TRIGGER WARNING: This essay contains information about stillbirth and infant loss, which may be triggering to some.
I used to live in a world where all babies are born alive, people die when they’re very old, and mourning was finite. And then, on a sunny Saturday morning in the summer of 2018, I gave birth to twin girls — one alive, and one dead. My twin A died from a combination of placental insufficiency, severe IUGR, and ultimately, an umbilical blood clot. She was 24 weeks gestation.
Her twin, Baby B, weighed barely one pound and was holding on by a thread in the NICU as she suffered the same diagnosis.
My husband and I were in such an utter state of shock, and coupled with the uncertainty of twin B’s survival, we suppressed every ounce of grief inside of us. It wasn’t until almost two years later, after an 8-month NICU stay and the eventual stabilization of prolonged medical trauma with our survivor, that we are now finally able to process A’s death.
Medical terms including pregnancy loss, fetal demise, and miscarriage dehumanize a very human experience — in fact, 25% of us have endured these heartbreaking events but our stories are left unspoken, the existence of our babies ignored.
They imply fault on the part of the mother while the life of the child [is] diminished to medical jargon instead of the human that they are. We, bereaved parents, are either explicitly told not to talk about our children so as not to make others uncomfortable, or we are made to feel ashamed for sharing a very personal and meaningful part of our lives — so much so that many would rather stay silent than speak their names.
Since A’s death, our conversations with family, friends, and strangers have been riddled with platitudes.
For just shy of a year, our surviving twin was seriously ill. The expectation dictated by many around us was that we focus all of our energy on her because “at least we still have one”. I found myself bracing for every interaction when it may come up that our living child is a twin — not only was I deep in the throes of my own grief, I now had to anticipate and manage the reactions of those who asked.

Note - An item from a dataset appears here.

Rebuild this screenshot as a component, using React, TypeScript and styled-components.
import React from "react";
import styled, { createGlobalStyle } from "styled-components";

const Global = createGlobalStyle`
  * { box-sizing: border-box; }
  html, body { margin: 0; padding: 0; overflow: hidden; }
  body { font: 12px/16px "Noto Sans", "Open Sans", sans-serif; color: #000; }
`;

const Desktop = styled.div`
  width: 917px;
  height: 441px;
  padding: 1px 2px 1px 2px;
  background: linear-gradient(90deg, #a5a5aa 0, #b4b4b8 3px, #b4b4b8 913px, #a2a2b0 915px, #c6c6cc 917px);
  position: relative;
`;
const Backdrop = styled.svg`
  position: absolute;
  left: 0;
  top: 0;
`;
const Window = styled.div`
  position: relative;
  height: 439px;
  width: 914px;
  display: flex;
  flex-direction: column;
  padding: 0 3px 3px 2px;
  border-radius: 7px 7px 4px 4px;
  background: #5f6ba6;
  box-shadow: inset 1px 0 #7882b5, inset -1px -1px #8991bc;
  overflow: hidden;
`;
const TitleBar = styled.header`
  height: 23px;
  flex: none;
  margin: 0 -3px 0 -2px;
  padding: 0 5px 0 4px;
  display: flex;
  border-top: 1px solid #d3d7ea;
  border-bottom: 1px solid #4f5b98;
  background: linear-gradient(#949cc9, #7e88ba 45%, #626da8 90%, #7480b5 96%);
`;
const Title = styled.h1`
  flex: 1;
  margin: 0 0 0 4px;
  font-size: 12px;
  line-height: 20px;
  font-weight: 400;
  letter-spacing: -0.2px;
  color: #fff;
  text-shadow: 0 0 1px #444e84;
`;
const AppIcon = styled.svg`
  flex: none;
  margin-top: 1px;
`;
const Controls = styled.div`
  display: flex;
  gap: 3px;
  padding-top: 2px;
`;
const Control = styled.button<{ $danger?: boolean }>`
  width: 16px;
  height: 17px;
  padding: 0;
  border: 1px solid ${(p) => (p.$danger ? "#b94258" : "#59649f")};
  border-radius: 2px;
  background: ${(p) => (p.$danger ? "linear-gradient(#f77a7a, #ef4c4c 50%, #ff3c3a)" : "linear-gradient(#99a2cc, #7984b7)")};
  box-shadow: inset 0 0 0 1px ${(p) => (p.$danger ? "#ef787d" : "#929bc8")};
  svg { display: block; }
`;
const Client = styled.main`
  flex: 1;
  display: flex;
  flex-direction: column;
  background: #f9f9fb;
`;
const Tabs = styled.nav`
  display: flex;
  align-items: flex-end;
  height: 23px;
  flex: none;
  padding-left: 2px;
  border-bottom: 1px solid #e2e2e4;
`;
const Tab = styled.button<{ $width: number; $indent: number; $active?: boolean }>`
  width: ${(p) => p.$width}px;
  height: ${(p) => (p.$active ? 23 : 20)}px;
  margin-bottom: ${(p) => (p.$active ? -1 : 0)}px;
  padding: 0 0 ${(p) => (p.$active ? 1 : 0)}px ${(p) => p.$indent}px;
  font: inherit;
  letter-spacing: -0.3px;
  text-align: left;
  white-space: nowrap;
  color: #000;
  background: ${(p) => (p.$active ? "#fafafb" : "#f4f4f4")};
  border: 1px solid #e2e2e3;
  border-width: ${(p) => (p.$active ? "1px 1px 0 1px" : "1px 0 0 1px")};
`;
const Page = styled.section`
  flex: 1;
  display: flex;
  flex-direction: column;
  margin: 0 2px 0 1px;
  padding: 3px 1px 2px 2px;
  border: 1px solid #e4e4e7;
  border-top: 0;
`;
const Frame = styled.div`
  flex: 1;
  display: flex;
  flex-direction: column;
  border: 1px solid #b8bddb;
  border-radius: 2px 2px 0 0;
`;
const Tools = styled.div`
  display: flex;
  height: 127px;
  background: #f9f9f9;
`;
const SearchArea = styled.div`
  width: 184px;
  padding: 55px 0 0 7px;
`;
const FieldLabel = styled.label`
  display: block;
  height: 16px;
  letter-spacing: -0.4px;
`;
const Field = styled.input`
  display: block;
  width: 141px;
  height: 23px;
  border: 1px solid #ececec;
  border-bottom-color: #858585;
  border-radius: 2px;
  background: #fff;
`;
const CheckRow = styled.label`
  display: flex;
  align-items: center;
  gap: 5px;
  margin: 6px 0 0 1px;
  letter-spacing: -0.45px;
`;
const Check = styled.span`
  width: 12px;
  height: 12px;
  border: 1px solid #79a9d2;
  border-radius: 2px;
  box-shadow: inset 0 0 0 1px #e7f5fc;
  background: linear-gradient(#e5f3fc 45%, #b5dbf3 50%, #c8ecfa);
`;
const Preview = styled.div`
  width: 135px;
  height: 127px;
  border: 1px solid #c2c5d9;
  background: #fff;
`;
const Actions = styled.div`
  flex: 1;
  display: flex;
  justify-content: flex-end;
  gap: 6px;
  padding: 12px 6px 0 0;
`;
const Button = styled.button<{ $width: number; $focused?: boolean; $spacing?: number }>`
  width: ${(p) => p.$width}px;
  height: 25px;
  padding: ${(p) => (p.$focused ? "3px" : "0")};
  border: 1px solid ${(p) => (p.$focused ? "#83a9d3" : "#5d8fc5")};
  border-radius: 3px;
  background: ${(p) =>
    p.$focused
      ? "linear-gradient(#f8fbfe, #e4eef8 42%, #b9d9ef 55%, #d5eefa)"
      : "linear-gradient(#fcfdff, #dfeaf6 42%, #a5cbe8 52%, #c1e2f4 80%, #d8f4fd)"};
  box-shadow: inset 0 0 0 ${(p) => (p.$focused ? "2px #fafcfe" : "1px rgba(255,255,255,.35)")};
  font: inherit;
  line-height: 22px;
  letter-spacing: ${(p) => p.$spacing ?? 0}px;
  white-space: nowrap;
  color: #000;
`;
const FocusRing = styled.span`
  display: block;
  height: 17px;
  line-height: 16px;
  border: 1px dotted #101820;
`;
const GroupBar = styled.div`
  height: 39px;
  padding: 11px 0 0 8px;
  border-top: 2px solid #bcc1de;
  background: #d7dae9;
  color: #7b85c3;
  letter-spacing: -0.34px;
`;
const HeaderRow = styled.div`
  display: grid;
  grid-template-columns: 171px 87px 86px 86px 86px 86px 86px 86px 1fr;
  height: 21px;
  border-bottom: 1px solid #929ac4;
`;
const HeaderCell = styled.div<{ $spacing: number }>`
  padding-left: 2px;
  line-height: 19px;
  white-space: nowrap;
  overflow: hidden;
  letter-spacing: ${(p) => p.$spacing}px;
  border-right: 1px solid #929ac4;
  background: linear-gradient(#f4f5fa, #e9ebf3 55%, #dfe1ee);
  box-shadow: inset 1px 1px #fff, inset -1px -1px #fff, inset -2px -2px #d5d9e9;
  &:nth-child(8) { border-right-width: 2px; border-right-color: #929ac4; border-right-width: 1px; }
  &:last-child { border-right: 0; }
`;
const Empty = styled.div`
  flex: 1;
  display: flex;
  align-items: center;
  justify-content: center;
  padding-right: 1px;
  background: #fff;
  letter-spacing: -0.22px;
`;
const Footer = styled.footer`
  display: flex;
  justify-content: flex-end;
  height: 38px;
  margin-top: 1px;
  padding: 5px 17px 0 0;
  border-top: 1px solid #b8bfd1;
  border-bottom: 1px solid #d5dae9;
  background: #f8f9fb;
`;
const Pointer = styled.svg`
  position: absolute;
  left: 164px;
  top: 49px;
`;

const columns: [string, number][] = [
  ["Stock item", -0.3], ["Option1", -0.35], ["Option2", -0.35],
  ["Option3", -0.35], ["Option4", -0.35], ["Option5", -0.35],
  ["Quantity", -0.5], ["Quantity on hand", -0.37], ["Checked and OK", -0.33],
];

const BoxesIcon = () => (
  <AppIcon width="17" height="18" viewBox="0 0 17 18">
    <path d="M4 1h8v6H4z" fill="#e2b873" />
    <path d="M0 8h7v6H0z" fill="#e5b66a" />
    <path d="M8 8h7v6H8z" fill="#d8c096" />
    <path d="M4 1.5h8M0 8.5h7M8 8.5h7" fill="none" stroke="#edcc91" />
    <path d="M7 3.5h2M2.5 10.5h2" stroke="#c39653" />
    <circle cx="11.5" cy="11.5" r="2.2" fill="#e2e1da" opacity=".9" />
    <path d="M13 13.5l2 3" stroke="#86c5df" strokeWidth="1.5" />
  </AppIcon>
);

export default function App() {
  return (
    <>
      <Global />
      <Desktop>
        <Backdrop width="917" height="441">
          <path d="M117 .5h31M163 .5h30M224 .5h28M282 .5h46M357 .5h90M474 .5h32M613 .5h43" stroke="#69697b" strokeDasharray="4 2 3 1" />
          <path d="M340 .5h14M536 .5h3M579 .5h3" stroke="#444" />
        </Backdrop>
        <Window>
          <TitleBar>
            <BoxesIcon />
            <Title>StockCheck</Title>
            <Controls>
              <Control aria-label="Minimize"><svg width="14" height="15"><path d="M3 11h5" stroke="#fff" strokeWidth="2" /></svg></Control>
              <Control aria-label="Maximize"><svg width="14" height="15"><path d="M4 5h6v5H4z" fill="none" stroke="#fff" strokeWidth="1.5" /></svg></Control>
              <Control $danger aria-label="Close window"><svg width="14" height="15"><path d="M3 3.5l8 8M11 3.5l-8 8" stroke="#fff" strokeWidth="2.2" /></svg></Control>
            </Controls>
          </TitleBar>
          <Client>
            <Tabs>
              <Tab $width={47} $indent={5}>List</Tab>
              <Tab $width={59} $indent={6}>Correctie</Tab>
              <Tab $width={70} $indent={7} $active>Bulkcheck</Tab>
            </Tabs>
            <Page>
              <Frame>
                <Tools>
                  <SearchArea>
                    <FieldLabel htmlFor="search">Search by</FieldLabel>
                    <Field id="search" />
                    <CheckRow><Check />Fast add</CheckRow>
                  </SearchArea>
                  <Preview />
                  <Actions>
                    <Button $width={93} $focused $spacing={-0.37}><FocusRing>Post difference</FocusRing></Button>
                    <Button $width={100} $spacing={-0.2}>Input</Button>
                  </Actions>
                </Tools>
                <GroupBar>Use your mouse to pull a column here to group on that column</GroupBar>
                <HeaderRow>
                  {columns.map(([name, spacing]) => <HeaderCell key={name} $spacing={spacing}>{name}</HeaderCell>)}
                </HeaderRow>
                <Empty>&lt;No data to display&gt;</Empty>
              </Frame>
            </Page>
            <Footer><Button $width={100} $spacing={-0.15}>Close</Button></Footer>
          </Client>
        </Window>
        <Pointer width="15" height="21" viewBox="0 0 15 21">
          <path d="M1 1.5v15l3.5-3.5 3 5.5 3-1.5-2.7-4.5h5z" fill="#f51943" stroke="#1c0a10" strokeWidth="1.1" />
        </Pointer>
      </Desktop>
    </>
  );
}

One too many times I’ve received mortified stares in response to the question every bereaved parent dreads, “How many children do you have?”

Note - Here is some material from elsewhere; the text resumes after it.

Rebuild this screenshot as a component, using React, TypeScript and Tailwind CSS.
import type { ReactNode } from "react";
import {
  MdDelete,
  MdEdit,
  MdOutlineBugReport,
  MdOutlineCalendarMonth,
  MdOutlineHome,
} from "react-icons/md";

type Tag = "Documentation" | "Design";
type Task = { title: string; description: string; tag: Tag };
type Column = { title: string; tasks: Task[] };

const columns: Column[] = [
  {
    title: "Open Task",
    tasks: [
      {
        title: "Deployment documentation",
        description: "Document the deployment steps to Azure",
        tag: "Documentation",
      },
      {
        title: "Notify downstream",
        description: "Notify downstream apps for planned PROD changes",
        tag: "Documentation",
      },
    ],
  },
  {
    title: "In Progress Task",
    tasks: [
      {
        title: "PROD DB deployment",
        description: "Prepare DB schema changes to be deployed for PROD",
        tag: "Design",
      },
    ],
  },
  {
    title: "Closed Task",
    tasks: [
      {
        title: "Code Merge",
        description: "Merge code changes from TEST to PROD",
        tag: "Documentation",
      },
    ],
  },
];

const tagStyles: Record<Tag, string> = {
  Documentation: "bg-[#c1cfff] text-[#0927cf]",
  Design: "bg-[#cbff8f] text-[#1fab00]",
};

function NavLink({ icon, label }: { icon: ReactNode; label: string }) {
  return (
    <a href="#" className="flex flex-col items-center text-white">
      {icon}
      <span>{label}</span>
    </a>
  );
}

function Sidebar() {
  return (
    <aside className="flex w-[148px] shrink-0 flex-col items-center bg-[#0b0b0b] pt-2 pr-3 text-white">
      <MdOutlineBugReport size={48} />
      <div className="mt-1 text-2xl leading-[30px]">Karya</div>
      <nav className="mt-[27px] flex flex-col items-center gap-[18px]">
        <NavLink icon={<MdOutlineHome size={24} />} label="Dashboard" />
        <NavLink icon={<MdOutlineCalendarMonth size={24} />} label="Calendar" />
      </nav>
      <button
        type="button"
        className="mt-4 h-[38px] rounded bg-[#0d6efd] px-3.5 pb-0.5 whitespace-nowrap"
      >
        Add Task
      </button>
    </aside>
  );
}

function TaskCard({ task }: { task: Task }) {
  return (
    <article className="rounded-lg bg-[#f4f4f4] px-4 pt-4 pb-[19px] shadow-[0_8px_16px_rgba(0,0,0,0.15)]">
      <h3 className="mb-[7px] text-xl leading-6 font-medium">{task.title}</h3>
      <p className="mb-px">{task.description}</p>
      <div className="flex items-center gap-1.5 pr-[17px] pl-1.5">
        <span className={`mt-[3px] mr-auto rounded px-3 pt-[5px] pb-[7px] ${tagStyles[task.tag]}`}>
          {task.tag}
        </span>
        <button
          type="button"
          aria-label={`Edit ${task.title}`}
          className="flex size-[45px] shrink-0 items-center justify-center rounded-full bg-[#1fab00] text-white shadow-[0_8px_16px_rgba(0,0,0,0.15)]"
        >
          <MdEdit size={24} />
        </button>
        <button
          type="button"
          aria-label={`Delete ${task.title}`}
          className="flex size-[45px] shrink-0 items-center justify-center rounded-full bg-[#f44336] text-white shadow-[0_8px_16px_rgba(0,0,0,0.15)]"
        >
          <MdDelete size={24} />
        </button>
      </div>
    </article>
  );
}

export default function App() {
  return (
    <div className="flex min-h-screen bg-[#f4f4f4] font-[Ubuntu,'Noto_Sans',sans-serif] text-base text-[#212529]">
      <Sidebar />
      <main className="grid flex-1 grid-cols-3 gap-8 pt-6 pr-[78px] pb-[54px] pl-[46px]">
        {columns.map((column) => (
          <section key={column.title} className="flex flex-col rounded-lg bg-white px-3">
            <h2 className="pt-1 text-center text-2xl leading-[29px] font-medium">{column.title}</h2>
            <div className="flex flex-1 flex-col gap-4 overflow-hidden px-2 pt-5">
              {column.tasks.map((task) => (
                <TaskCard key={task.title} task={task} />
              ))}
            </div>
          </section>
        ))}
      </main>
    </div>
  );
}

I answer honestly, “I have twin girls, Lily is 2 and her sister died before birth.” I wouldn’t expect you to omit one of your children when answering that question, why is it expected of me? She is as much my baby as her living sister, and it is my duty and honor to remember her with every opportunity I have. But these exchanges are emotionally exhausting — I would love to live in a world where I’m not met with a wince when I acknowledge my baby. Instead, I answer and then hold my breath as I wait for a response.
When we, bereaved parents, share with you information, a story, or a picture of our child, we are sharing a piece of our soul. It is your privilege to know them, and more so your privilege to pass judgement on our choices when you have never walked in our shoes.
When we open our hearts to you, instead of silence, here are some ways that you can support us:
Acknowledge that you don’t know what to say. Tell us that you want to offer support but don’t know where to start. We’re learning as we go as well — it’s a relief to know that you’re willing to join us as we navigate life without our child.
Ask about our language preferences. There are so many different ways to describe infant death, and no two bereaved parents have the same preferences. Some women like to be called “angel moms”, some include religion or spirituality when speaking of their child. I call myself a “dead baby mom” as I am not spiritual or religious and do not consider my daughter an angel. That being said, I’d much rather hear something that doesn’t jive with my preferences than hear nothing at all — taking the time to ask and learn solidifies your role as a support person.
Say his/her name.
There is nothing that I love more than hearing someone speak about my daughter by name. When she is included on cards, in texts, and in conversations, I know that you are thinking of her too.
It is our collective job, as members of a society that shys away from death, to learn from those who have experienced this heartbreak. My daughter’s death has shaped who I am as a person and how I approach the world — I will not keep her hidden away or make her story more palatable. Instead, I will say her name, share her life, and work to change the stigma of silence and discomfort around infant death.